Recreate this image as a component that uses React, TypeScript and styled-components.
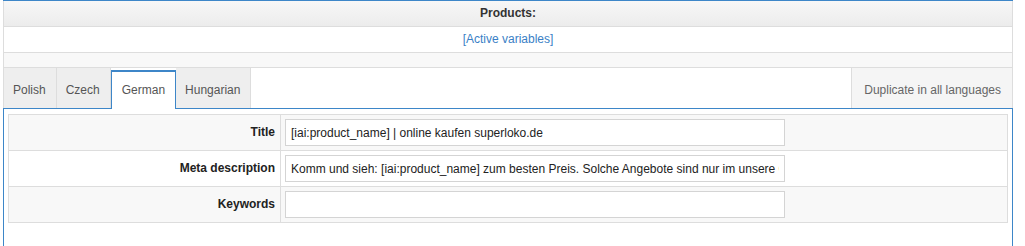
---
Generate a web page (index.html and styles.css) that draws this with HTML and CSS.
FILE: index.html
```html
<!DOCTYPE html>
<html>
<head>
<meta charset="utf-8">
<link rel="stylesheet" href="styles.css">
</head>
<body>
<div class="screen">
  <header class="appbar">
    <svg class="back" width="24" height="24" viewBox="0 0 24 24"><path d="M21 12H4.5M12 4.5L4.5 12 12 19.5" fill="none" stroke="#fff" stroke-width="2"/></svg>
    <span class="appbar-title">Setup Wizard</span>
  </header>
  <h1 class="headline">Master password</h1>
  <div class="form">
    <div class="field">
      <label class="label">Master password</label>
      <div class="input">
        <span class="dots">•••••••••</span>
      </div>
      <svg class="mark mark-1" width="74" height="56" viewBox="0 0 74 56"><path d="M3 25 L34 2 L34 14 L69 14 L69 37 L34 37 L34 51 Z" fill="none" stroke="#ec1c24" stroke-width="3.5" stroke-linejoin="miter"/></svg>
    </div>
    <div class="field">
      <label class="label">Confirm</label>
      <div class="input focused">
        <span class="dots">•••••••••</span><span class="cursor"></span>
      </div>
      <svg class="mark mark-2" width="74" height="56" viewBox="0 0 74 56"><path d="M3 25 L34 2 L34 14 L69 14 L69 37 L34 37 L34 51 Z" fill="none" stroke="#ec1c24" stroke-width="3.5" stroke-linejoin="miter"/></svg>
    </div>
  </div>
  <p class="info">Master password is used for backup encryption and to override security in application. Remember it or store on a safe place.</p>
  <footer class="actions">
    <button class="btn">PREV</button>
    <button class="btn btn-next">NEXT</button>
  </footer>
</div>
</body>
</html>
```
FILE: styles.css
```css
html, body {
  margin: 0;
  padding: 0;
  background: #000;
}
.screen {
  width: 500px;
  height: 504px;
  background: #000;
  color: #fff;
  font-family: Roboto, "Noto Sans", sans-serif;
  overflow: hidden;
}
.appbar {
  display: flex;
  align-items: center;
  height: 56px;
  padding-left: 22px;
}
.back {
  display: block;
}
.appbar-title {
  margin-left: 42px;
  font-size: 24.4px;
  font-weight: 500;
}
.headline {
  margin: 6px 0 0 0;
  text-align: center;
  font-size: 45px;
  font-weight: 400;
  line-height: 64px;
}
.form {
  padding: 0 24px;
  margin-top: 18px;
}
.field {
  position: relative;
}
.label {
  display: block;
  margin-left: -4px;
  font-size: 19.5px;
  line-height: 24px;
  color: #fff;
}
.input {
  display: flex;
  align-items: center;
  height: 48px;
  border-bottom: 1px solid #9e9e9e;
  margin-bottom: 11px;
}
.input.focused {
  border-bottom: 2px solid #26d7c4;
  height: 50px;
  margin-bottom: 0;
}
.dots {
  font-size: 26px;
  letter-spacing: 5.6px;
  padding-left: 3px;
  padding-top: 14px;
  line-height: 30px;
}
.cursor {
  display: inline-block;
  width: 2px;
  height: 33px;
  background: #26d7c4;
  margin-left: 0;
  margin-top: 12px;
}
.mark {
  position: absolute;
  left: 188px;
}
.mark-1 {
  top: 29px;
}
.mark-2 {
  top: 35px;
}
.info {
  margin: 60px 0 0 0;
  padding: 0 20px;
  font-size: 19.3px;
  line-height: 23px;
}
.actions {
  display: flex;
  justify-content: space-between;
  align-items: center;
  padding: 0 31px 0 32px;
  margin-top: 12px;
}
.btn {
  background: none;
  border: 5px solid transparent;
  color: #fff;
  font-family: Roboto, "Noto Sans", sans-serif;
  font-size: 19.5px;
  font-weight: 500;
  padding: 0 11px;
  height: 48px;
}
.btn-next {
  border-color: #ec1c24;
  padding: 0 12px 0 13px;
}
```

What is needed:
Extract, from the material above, each line holding the word "index".

Reply to the task:
Generate a web page (index.html and styles.css) that draws this with HTML and CSS.
FILE: index.html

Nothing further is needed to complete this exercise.